Directions -
Retype all of the data. Every line must match exactly.
═══ Task input ═══
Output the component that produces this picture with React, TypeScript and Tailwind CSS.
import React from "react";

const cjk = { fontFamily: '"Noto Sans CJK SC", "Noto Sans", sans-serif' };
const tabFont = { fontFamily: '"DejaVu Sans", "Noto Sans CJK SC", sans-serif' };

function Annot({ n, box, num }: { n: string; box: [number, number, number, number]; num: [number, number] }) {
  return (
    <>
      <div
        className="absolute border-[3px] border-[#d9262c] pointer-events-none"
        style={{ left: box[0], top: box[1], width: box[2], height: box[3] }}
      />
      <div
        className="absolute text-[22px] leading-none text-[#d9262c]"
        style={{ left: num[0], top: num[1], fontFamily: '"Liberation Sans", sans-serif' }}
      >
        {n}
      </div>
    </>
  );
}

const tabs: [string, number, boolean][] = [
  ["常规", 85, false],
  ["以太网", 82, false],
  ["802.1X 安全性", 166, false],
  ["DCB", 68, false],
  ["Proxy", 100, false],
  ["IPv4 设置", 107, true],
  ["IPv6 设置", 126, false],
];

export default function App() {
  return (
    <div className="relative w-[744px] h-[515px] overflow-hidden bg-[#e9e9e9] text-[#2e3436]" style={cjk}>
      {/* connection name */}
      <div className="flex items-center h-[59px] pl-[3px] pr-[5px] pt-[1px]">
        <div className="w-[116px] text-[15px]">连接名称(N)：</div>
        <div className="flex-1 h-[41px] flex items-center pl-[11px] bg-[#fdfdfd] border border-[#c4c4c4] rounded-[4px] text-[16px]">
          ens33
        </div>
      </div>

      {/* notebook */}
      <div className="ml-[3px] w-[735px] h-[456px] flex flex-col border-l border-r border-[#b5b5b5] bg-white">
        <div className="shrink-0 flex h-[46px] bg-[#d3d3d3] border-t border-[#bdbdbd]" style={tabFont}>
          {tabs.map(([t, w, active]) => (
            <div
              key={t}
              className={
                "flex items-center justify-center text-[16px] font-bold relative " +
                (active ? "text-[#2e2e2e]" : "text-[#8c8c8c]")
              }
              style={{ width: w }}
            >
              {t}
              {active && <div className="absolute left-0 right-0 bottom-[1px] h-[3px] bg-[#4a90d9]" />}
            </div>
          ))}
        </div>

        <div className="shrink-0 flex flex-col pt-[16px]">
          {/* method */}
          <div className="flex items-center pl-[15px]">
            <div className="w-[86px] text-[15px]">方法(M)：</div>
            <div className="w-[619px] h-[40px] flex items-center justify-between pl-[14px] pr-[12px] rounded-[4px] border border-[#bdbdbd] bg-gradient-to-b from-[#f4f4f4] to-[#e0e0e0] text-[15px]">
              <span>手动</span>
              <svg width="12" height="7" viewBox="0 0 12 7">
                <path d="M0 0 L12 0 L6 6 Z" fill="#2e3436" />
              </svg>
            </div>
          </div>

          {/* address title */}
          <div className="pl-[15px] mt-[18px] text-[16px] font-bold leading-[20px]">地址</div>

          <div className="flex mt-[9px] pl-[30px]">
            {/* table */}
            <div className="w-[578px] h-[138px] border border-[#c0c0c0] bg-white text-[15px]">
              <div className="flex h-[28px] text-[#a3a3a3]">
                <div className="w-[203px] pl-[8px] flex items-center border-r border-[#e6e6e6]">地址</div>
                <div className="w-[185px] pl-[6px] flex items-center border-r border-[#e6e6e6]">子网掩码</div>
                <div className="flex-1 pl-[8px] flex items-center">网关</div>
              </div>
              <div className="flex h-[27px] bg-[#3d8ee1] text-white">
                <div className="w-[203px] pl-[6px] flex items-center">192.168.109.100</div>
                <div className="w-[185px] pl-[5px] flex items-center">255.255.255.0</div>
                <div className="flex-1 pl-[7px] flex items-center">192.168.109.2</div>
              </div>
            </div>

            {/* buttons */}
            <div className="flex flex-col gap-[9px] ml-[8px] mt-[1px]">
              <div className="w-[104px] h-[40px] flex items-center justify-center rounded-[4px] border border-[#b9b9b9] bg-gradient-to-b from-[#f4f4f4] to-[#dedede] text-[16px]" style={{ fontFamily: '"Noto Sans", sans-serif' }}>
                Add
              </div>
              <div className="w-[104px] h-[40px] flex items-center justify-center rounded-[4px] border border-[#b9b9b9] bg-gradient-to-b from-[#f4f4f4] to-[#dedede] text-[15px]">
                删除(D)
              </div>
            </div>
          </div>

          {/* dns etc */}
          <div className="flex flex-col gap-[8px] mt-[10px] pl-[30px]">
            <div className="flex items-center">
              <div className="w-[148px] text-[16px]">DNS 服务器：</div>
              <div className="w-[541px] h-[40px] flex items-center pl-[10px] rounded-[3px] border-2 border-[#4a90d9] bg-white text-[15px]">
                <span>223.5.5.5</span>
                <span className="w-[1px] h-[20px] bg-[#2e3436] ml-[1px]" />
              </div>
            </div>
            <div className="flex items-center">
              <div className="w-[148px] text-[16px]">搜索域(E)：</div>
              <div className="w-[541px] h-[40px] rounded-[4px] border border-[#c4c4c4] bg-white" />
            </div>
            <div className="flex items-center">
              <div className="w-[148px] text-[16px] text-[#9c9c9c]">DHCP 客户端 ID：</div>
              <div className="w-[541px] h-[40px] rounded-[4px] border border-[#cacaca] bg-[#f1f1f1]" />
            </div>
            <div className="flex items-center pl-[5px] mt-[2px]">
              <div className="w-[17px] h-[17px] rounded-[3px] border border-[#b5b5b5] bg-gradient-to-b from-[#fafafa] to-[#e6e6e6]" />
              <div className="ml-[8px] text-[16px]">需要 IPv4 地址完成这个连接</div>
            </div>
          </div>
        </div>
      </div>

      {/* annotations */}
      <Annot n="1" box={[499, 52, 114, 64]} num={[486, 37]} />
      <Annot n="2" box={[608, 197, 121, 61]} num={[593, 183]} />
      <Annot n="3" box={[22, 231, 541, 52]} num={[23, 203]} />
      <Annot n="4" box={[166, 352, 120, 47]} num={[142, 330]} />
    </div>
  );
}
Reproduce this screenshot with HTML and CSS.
═══
Answer to this task -
Output the component that produces this picture with React, TypeScript and Tailwind CSS.
import React from "react";

const cjk = { fontFamily: '"Noto Sans CJK SC", "Noto Sans", sans-serif' };
const tabFont = { fontFamily: '"DejaVu Sans", "Noto Sans CJK SC", sans-serif' };

function Annot({ n, box, num }: { n: string; box: [number, number, number, number]; num: [number, number] }) {
  return (
    <>
      <div
        className="absolute border-[3px] border-[#d9262c] pointer-events-none"
        style={{ left: box[0], top: box[1], width: box[2], height: box[3] }}
      />
      <div
        className="absolute text-[22px] leading-none text-[#d9262c]"
        style={{ left: num[0], top: num[1], fontFamily: '"Liberation Sans", sans-serif' }}
      >
        {n}
      </div>
    </>
  );
}

const tabs: [string, number, boolean][] = [
  ["常规", 85, false],
  ["以太网", 82, false],
  ["802.1X 安全性", 166, false],
  ["DCB", 68, false],
  ["Proxy", 100, false],
  ["IPv4 设置", 107, true],
  ["IPv6 设置", 126, false],
];

export default function App() {
  return (
    <div className="relative w-[744px] h-[515px] overflow-hidden bg-[#e9e9e9] text-[#2e3436]" style={cjk}>
      {/* connection name */}
      <div className="flex items-center h-[59px] pl-[3px] pr-[5px] pt-[1px]">
        <div className="w-[116px] text-[15px]">连接名称(N)：</div>
        <div className="flex-1 h-[41px] flex items-center pl-[11px] bg-[#fdfdfd] border border-[#c4c4c4] rounded-[4px] text-[16px]">
          ens33
        </div>
      </div>

      {/* notebook */}
      <div className="ml-[3px] w-[735px] h-[456px] flex flex-col border-l border-r border-[#b5b5b5] bg-white">
        <div className="shrink-0 flex h-[46px] bg-[#d3d3d3] border-t border-[#bdbdbd]" style={tabFont}>
          {tabs.map(([t, w, active]) => (
            <div
              key={t}
              className={
                "flex items-center justify-center text-[16px] font-bold relative " +
                (active ? "text-[#2e2e2e]" : "text-[#8c8c8c]")
              }
              style={{ width: w }}
            >
              {t}
              {active && <div className="absolute left-0 right-0 bottom-[1px] h-[3px] bg-[#4a90d9]" />}
            </div>
          ))}
        </div>

        <div className="shrink-0 flex flex-col pt-[16px]">
          {/* method */}
          <div className="flex items-center pl-[15px]">
            <div className="w-[86px] text-[15px]">方法(M)：</div>
            <div className="w-[619px] h-[40px] flex items-center justify-between pl-[14px] pr-[12px] rounded-[4px] border border-[#bdbdbd] bg-gradient-to-b from-[#f4f4f4] to-[#e0e0e0] text-[15px]">
              <span>手动</span>
              <svg width="12" height="7" viewBox="0 0 12 7">
                <path d="M0 0 L12 0 L6 6 Z" fill="#2e3436" />
              </svg>
            </div>
          </div>

          {/* address title */}
          <div className="pl-[15px] mt-[18px] text-[16px] font-bold leading-[20px]">地址</div>

          <div className="flex mt-[9px] pl-[30px]">
            {/* table */}
            <div className="w-[578px] h-[138px] border border-[#c0c0c0] bg-white text-[15px]">
              <div className="flex h-[28px] text-[#a3a3a3]">
                <div className="w-[203px] pl-[8px] flex items-center border-r border-[#e6e6e6]">地址</div>
                <div className="w-[185px] pl-[6px] flex items-center border-r border-[#e6e6e6]">子网掩码</div>
                <div className="flex-1 pl-[8px] flex items-center">网关</div>
              </div>
              <div className="flex h-[27px] bg-[#3d8ee1] text-white">
                <div className="w-[203px] pl-[6px] flex items-center">192.168.109.100</div>
                <div className="w-[185px] pl-[5px] flex items-center">255.255.255.0</div>
                <div className="flex-1 pl-[7px] flex items-center">192.168.109.2</div>
              </div>
            </div>

            {/* buttons */}
            <div className="flex flex-col gap-[9px] ml-[8px] mt-[1px]">
              <div className="w-[104px] h-[40px] flex items-center justify-center rounded-[4px] border border-[#b9b9b9] bg-gradient-to-b from-[#f4f4f4] to-[#dedede] text-[16px]" style={{ fontFamily: '"Noto Sans", sans-serif' }}>
                Add
              </div>
              <div className="w-[104px] h-[40px] flex items-center justify-center rounded-[4px] border border-[#b9b9b9] bg-gradient-to-b from-[#f4f4f4] to-[#dedede] text-[15px]">
                删除(D)
              </div>
            </div>
          </div>

          {/* dns etc */}
          <div className="flex flex-col gap-[8px] mt-[10px] pl-[30px]">
            <div className="flex items-center">
              <div className="w-[148px] text-[16px]">DNS 服务器：</div>
              <div className="w-[541px] h-[40px] flex items-center pl-[10px] rounded-[3px] border-2 border-[#4a90d9] bg-white text-[15px]">
                <span>223.5.5.5</span>
                <span className="w-[1px] h-[20px] bg-[#2e3436] ml-[1px]" />
              </div>
            </div>
            <div className="flex items-center">
              <div className="w-[148px] text-[16px]">搜索域(E)：</div>
              <div className="w-[541px] h-[40px] rounded-[4px] border border-[#c4c4c4] bg-white" />
            </div>
            <div className="flex items-center">
              <div className="w-[148px] text-[16px] text-[#9c9c9c]">DHCP 客户端 ID：</div>
              <div className="w-[541px] h-[40px] rounded-[4px] border border-[#cacaca] bg-[#f1f1f1]" />
            </div>
            <div className="flex items-center pl-[5px] mt-[2px]">
              <div className="w-[17px] h-[17px] rounded-[3px] border border-[#b5b5b5] bg-gradient-to-b from-[#fafafa] to-[#e6e6e6]" />
              <div className="ml-[8px] text-[16px]">需要 IPv4 地址完成这个连接</div>
            </div>
          </div>
        </div>
      </div>

      {/* annotations */}
      <Annot n="1" box={[499, 52, 114, 64]} num={[486, 37]} />
      <Annot n="2" box={[608, 197, 121, 61]} num={[593, 183]} />
      <Annot n="3" box={[22, 231, 541, 52]} num={[23, 203]} />
      <Annot n="4" box={[166, 352, 120, 47]} num={[142, 330]} />
    </div>
  );
}
Reproduce this screenshot with HTML and CSS.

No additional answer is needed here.